▶ Task objective:
From the listing below, pick out each line with the word "size".

▶ Data lines:
** START **

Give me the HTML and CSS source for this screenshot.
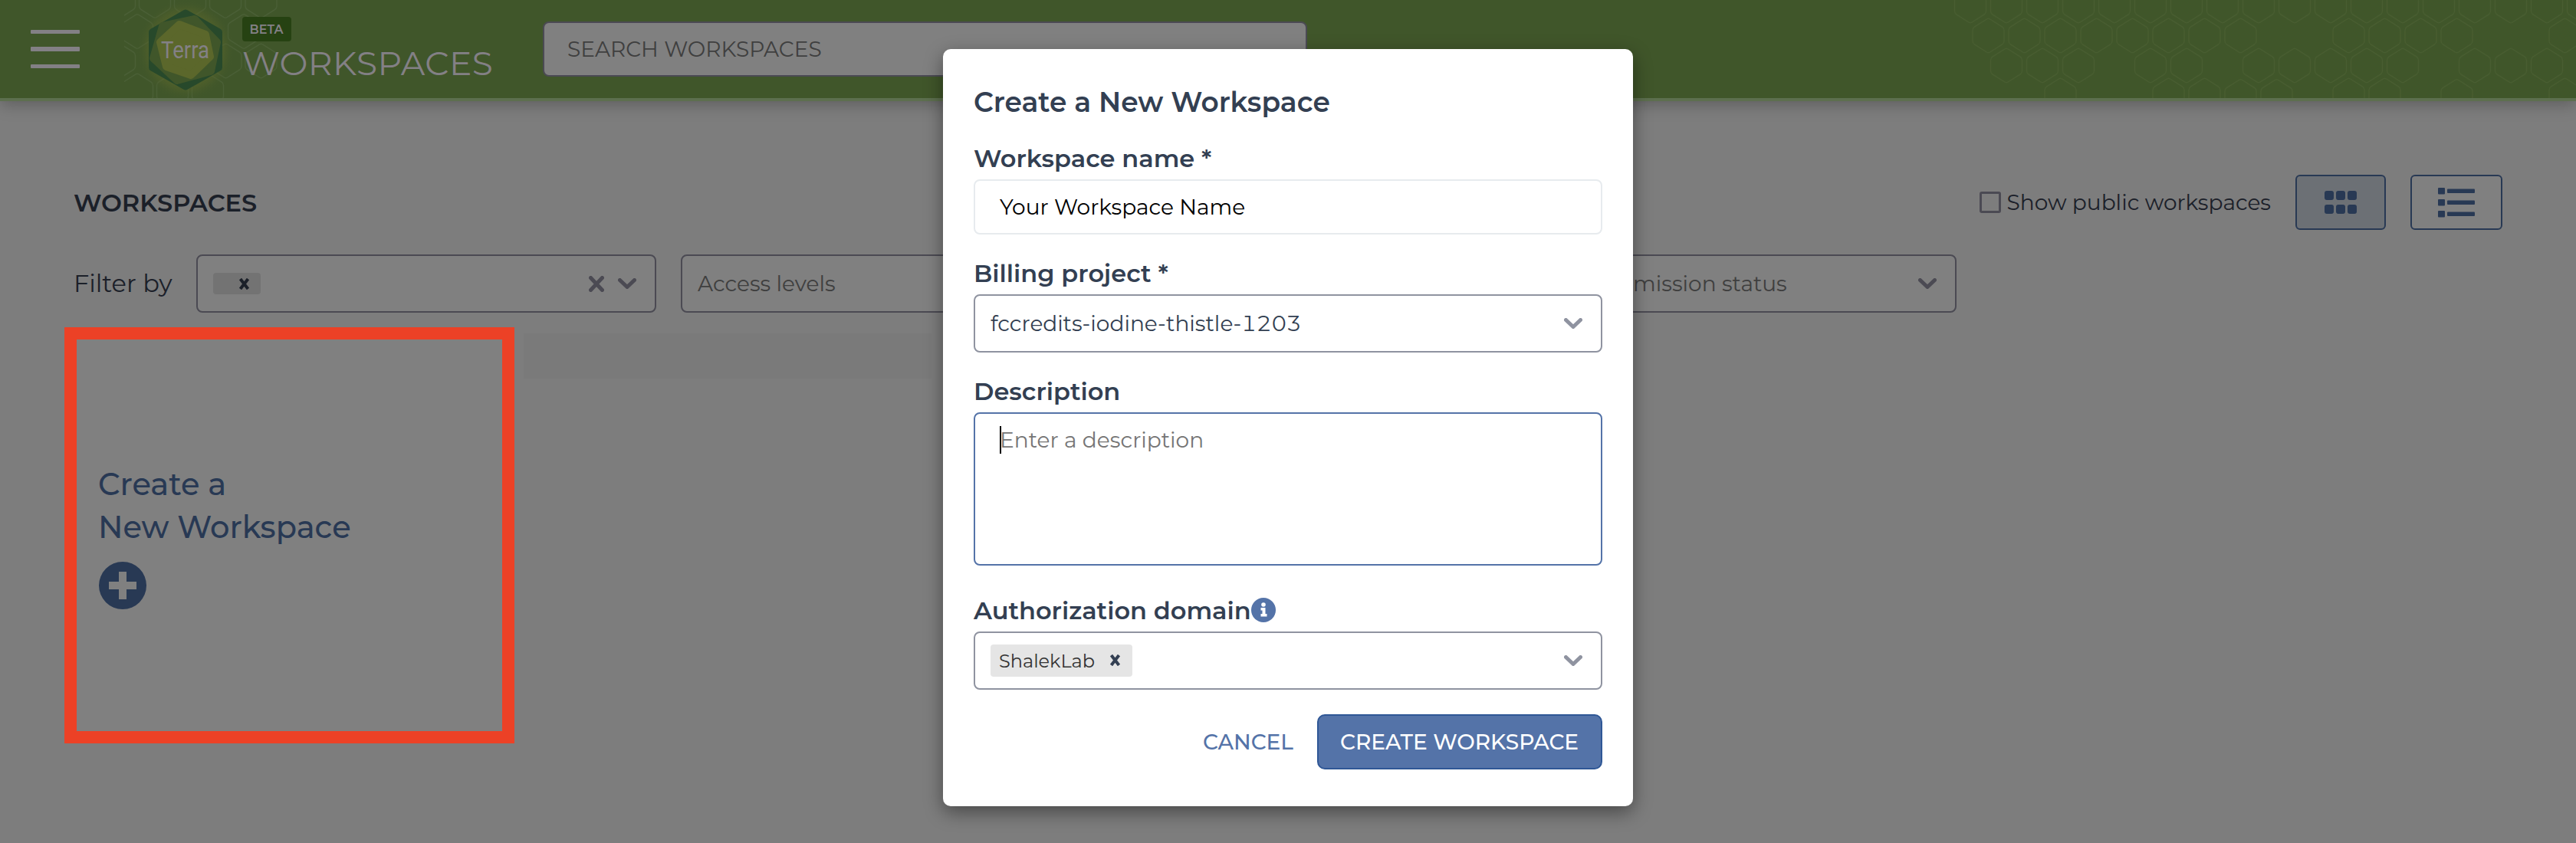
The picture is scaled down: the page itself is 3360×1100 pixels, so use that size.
FILE: index.html
```html
<!DOCTYPE html>
<html lang="en">
<head>
<meta charset="utf-8">
<title>Terra - Workspaces</title>
<link rel="stylesheet" href="styles.css">
</head>
<body>
<svg class="defs" width="0" height="0">
  <defs>
    <path id="hex" d="M-2-21.5Q0-23 2-21.5L18-11.5Q20.5-10 20.5-7V7Q20.5 10 18 11.5L2 21.5Q0 23-2 21.5L-18 11.5Q-20.5 10-20.5 7V-7Q-20.5-10-18-11.5Z"/>
    <path id="chev" d="M2.5 2.5L12 11.5L21.5 2.5"/>
    <path id="cross" d="M2.5 1L12.500 14M12.500 1L2.500 14"/>
  </defs>
</svg>

<header class="topbar">
  <svg class="hexes hexes-right" width="820" height="128">
    <g><use href="#hex" x="30" y="7.500"/><use href="#hex" x="77" y="7.500"/><use href="#hex" x="124" y="7.500"/><use href="#hex" x="171" y="7.500"/><use href="#hex" x="218" y="7.500"/><use href="#hex" x="265" y="7.500"/><use href="#hex" x="312" y="7.500"/><use href="#hex" x="359" y="7.500"/><use href="#hex" x="406" y="7.500"/><use href="#hex" x="453" y="7.500"/><use href="#hex" x="500" y="7.500"/><use href="#hex" x="547" y="7.500"/><use href="#hex" x="594" y="7.500"/><use href="#hex" x="641" y="7.500"/><use href="#hex" x="688" y="7.500"/><use href="#hex" x="735" y="7.500"/><use href="#hex" x="782" y="7.500"/><use href="#hex" x="829" y="7.500"/></g>
    <g><use href="#hex" x="53.500" y="46.500"/><use href="#hex" x="100.500" y="46.500"/><use href="#hex" x="147.500" y="46.500"/><use href="#hex" x="194.500" y="46.500"/><use href="#hex" x="241.500" y="46.500"/><use href="#hex" x="288.500" y="46.500"/><use href="#hex" x="335.500" y="46.500"/><use href="#hex" x="382.500" y="46.500"/><use href="#hex" x="523.500" y="46.500"/><use href="#hex" x="570.500" y="46.500"/><use href="#hex" x="617.500" y="46.500"/><use href="#hex" x="664.500" y="46.500"/><use href="#hex" x="805.500" y="46.500"/></g>
    <g><use href="#hex" x="77" y="85.500"/><use href="#hex" x="124" y="85.500"/><use href="#hex" x="171" y="85.500"/><use href="#hex" x="265" y="85.500"/><use href="#hex" x="312" y="85.500"/><use href="#hex" x="406" y="85.500"/><use href="#hex" x="453" y="85.500"/><use href="#hex" x="500" y="85.500"/><use href="#hex" x="547" y="85.500"/><use href="#hex" x="594" y="85.500"/><use href="#hex" x="688" y="85.500"/><use href="#hex" x="735" y="85.500"/><use href="#hex" x="782" y="85.500"/></g>
    <g><use href="#hex" x="147.500" y="124.500"/><use href="#hex" x="288.500" y="124.500"/><use href="#hex" x="335.500" y="124.500"/><use href="#hex" x="382.500" y="126"/><use href="#hex" x="429.500" y="126"/><use href="#hex" x="523.500" y="124.500"/><use href="#hex" x="570.500" y="124.500"/><use href="#hex" x="664.500" y="126"/><use href="#hex" x="805.500" y="124.500"/></g>
  </svg>
  <div class="menu"><i></i><i></i><i></i></div>
  <svg class="logo" width="200" height="128" viewBox="162 0 200 128">
    <defs>
      <radialGradient id="glow"><stop offset=".6" stop-color="#5d682b" stop-opacity=".8"/><stop offset=".8" stop-color="#55632b" stop-opacity=".4"/><stop offset="1" stop-color="#40562a" stop-opacity="0"/></radialGradient>
    </defs>
    <g class="hexes">
      <use href="#hex" x="156" y="1"/><use href="#hex" x="202" y="1"/><use href="#hex" x="248" y="1"/><use href="#hex" x="294" y="1"/><use href="#hex" x="340.500" y="1"/>
      <use href="#hex" x="179" y="41"/><use href="#hex" x="318" y="41"/>
      <use href="#hex" x="156" y="79.500"/><use href="#hex" x="294.500" y="79.500"/><use href="#hex" x="340.500" y="79.500"/>
      <use href="#hex" x="179" y="118.500"/><use href="#hex" x="225" y="118.500"/><use href="#hex" x="271" y="118.500"/>
    </g>
    <ellipse cx="242" cy="65" rx="64" ry="66" fill="url(#glow)"/>
    <path class="logo-outer" d="M242 17.500L285 42V88L242 112.500L199 88V42Z"/>
    <path class="logo-mid" d="M212 34L254 25L283 55L275 93L231 105L200 76Z"/>
    <path class="logo-inner" d="M234 32L268 45L274 74L249 98L217 87L209 55Z"/>
    <text class="logo-text" x="210" y="75.500" textLength="63" lengthAdjust="spacingAndGlyphs">Terra</text>
  </svg>
  <div class="brand">
    <span class="beta">BETA</span>
    <span class="section">WORKSPACES</span>
  </div>
  <div class="search">SEARCH WORKSPACES</div>
</header>

<main class="page">
  <div class="toolbar">
    <h1>WORKSPACES</h1>
    <label class="public"><span class="box"></span>Show public workspaces</label>
    <div class="toggle active">
      <svg width="42" height="30"><g><rect width="12" height="12" rx="3"/><rect x="15" width="12" height="12" rx="3"/><rect x="30" width="12" height="12" rx="3"/><rect y="18" width="12" height="12" rx="3"/><rect x="15" y="18" width="12" height="12" rx="3"/><rect x="30" y="18" width="12" height="12" rx="3"/></g></svg>
    </div>
    <div class="toggle list">
      <svg width="48" height="40"><g><rect y="1" width="9" height="8.500" rx="1"/><rect x="12" y="2.500" width="36" height="5.500" rx="1"/><rect y="16" width="9" height="8.500" rx="1"/><rect x="12" y="17.500" width="36" height="5.500" rx="1"/><rect y="31" width="9" height="8.500" rx="1"/><rect x="12" y="32.500" width="36" height="5.500" rx="1"/></g></svg>
    </div>
  </div>

  <div class="filters">
    <span class="filter-label">Filter by</span>
    <div class="select dim tags">
      <span class="chip"><svg class="x" width="15" height="15"><use href="#cross"/></svg></span>
      <svg class="clear" width="20" height="21" viewBox="0 0 20 21"><path d="M2.500 2.500L17.500 18.500M17.500 2.500L2.500 18.500"/></svg>
      <svg class="chev" width="24" height="14"><use href="#chev"/></svg>
    </div>
    <div class="select dim grow"><span>Access levels</span></div>
    <div class="select dim grow"></div>
    <div class="select dim status"><span>Submission status</span><svg class="chev" width="24" height="14"><use href="#chev"/></svg></div>
  </div>

  <div class="cards">
    <div class="new-card">
      Create a<br>New Workspace
      <svg width="62" height="62"><circle cx="31" cy="31" r="31"/><path d="M26 13h10v13h13v10h-13v13h-10v-13h-13v-10h13z"/></svg>
    </div>
    <div class="row-bg"></div>
  </div>
</main>

<div class="highlight"></div>

<section class="modal">
  <h2>Create a New Workspace</h2>
  <div class="label name">Workspace name *</div>
  <div class="input">Your Workspace Name</div>
  <div class="label">Billing project *</div>
  <div class="select"><span>fccredits-iodine-thistle-1203</span><svg class="chev" width="24" height="14"><use href="#chev"/></svg></div>
  <div class="label">Description</div>
  <div class="textarea"><i class="caret"></i>Enter a description</div>
  <div class="label auth"><span>Authorization domain</span><svg width="32" height="32"><circle cx="16" cy="16" r="16"/><path d="M12.500 13h6v8h2v3.500h-8v-3.500h2v-4.500h-2z"/><circle class="dot" cx="16" cy="9" r="2.800"/></svg></div>
  <div class="select tags">
    <span class="chip">ShalekLab<svg class="x" width="15" height="15"><use href="#cross"/></svg></span>
    <svg class="chev" width="24" height="14"><use href="#chev"/></svg>
  </div>
  <div class="actions"><span class="cancel">CANCEL</span><span class="create">CREATE WORKSPACE</span></div>
</section>
</body>
</html>
```
FILE: styles.css
```css
* { box-sizing: border-box; }

body {
  margin: 0;
  height: 1100px;
  overflow: hidden;
  position: relative;
  background: #7d7d7d;
  color: #1b2029;
  font-family: Montserrat, Inter, sans-serif;
  font-size: 28px;
}

h1, h2 { margin: 0; }
svg { display: block; flex: none; }
.defs { position: absolute; }

/* Header */
.topbar {
  position: relative;
  display: flex;
  align-items: center;
  height: 132px;
  border-bottom: 4px solid #5d6f4f;
  background: #40562a;
  box-shadow: 0 4px 20px rgba(0, 0, 0, .26);
}
.hexes { fill: none; stroke: #4a5f36; stroke-width: 1.5; }
.hexes-right { position: absolute; right: 0; top: 0; stroke: #485d31; }
.menu {
  display: flex;
  flex-direction: column;
  gap: 17px;
  width: 64px;
  margin-left: 40px;
}
.menu i { height: 5.5px; background: #838085; border-radius: 1px; }
.logo { margin-left: 58px; }
.logo path { stroke-width: 10; stroke-linejoin: round; }
.logo-outer { fill: #27492b; stroke: #27492b; }
.logo-mid { fill: #40562a; stroke: #40562a; }
.logo-inner { fill: #5b672b; stroke: #5b672b; }
.logo-text { font: 400 31px Roboto, sans-serif; fill: #838085; }
.brand {
  display: flex;
  flex-direction: column;
  align-items: flex-start;
  width: 346px;
  height: 128px;
  padding-top: 22px;
  margin-left: -46px;
  color: #838085;
}
.beta {
  height: 32px;
  width: 64px;
  padding-left: 9.5px;
  border-radius: 4px;
  background: #264212;
  font-size: 16px;
  font-weight: 600;
  line-height: 33px;
}
.section {
  margin-top: 3px;
  font-size: 44px;
  line-height: 50px;
  letter-spacing: .45px;
}
.search {
  width: 997px;
  height: 72px;
  margin-left: 46px;
  padding-left: 30px;
  border: 2px solid #4b4a53;
  border-radius: 8px;
  background: #808080;
  color: #3f3f3f;
  line-height: 68px;
}

/* Page */
.page { padding: 96px 96px 0; }
.toolbar { display: flex; align-items: center; height: 72px; }
.toolbar h1 { flex: 1; font-size: 32px; font-weight: 600; }
.public { display: flex; align-items: center; gap: 8px; line-height: 72px; }
.box { width: 28px; height: 28px; border: 3px solid #4b4a53; border-radius: 3px; }
.toggle {
  display: flex;
  align-items: center;
  justify-content: center;
  width: 118px;
  height: 72px;
  margin-left: 32px;
  border: 2px solid #283954;
  border-radius: 6px;
}
.toggle g { fill: #283954; }
.toggle.active { background: #6c7075; }
.toggle.list { width: 120px; background: #808080; }

.filters {
  display: flex;
  gap: 32px;
  width: 2456px;
  margin-top: 32px;
}
.filter-label {
  width: 128px;
  font-size: 32px;
  line-height: 76px;
  white-space: nowrap;
}
.select {
  display: flex;
  align-items: center;
  justify-content: space-between;
  height: 76px;
  padding: 0 24px 0 20px;
  border: 2px solid #8f93a0;
  border-radius: 8px;
  background: #fff;
  color: #333f52;
  font-variant-numeric: tabular-nums;
  white-space: nowrap;
}
.select.dim {
  border-color: #4b4a53;
  background: #808080;
  color: #3f3f3f;
}
.dim.tags { width: 600px; }
.dim.grow { flex: 1; }
.dim.status { width: 499px; }
.chev, .clear, .x { fill: none; stroke: #8f93a0; stroke-width: 5; stroke-linecap: round; stroke-linejoin: round; }
.dim .chev, .dim .clear { stroke: #4b4a53; }
.dim .clear { margin: 0 18px 0 auto; }
.chip {
  display: flex;
  align-items: center;
  height: 42px;
  padding: 0 15px 0 11px;
  border-radius: 4px;
  background: #e5e5e5;
  color: #333;
  font-size: 24px;
}
.chip .x { stroke: #333f52; stroke-width: 4; stroke-linecap: butt; margin: -2px 0 0 19px; }
.dim .chip { height: 28px; width: 62px; padding: 0 0 0 14px; background: #737373; }
.dim .chip .x { stroke: #1b2029; margin-top: 0; }

.cards { display: flex; gap: 24px; padding-top: 27px; }
.new-card {
  width: 563px;
  height: 530px;
  padding: 169px 0 0 32px;
  background: #808080;
  color: #283954;
  font-size: 40px;
  font-weight: 500;
  line-height: 56px;
}
.new-card svg { margin: 17px 0 0 1px; fill: #283954; }
.new-card path { fill: #808080; }
.row-bg { width: 532px; height: 59px; background: #7a7a7a; }

.highlight {
  position: absolute;
  left: 84px;
  top: 427px;
  width: 587px;
  height: 543px;
  border: 16px solid #ec4126;
}

/* Dialog */
.modal {
  position: absolute;
  left: 1230px;
  top: 64px;
  width: 900px;
  height: 988px;
  padding: 47px 40px 48px;
  border-radius: 10px;
  background: #fff;
  color: #333f52;
  box-shadow: 0 8px 24px rgba(0, 0, 0, .42);
}
.modal h2 { font-size: 36px; font-weight: 600; line-height: 44px; }
.label {
  display: flex;
  margin: 34px 0 10px;
  font-size: 32px;
  font-weight: 600;
  line-height: 34px;
}
.label.name { margin-top: 35px; }
.label.auth { margin-top: 42px; }
.auth svg { fill: #5473a8; }
.auth path, .auth .dot { fill: #fff; }
.input {
  height: 72px;
  padding-left: 32px;
  border: 2px solid #e7ebee;
  border-radius: 8px;
  color: #000;
  line-height: 68px;
}
.textarea {
  display: flex;
  height: 200px;
  padding: 16px 0 0 32px;
  border: 2px solid #5473a8;
  border-radius: 8px;
  color: #757575;
  line-height: 36px;
}
.caret { width: 2px; height: 36px; margin-right: -2px; background: #000; }
.actions {
  display: flex;
  justify-content: flex-end;
  align-items: center;
  height: 72px;
  margin-top: 32px;
  color: #5473a8;
  font-weight: 500;
}
.cancel { margin-right: 31px; }
.create {
  width: 372px;
  height: 72px;
  border: 2px solid #2f5796;
  border-radius: 10px;
  background: #5473a8;
  color: #fff;
  line-height: 68px;
  padding-left: 28px;
}
```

** END **

▶ Response to the task:
The picture is scaled down: the page itself is 3360×1100 pixels, so use that size.
  font-size: 28px;
  font-size: 16px;
  font-size: 44px;
.toolbar h1 { flex: 1; font-size: 32px; font-weight: 600; }
  font-size: 32px;
  font-size: 24px;
  font-size: 40px;
.modal h2 { font-size: 36px; font-weight: 600; line-height: 44px; }
  font-size: 32px;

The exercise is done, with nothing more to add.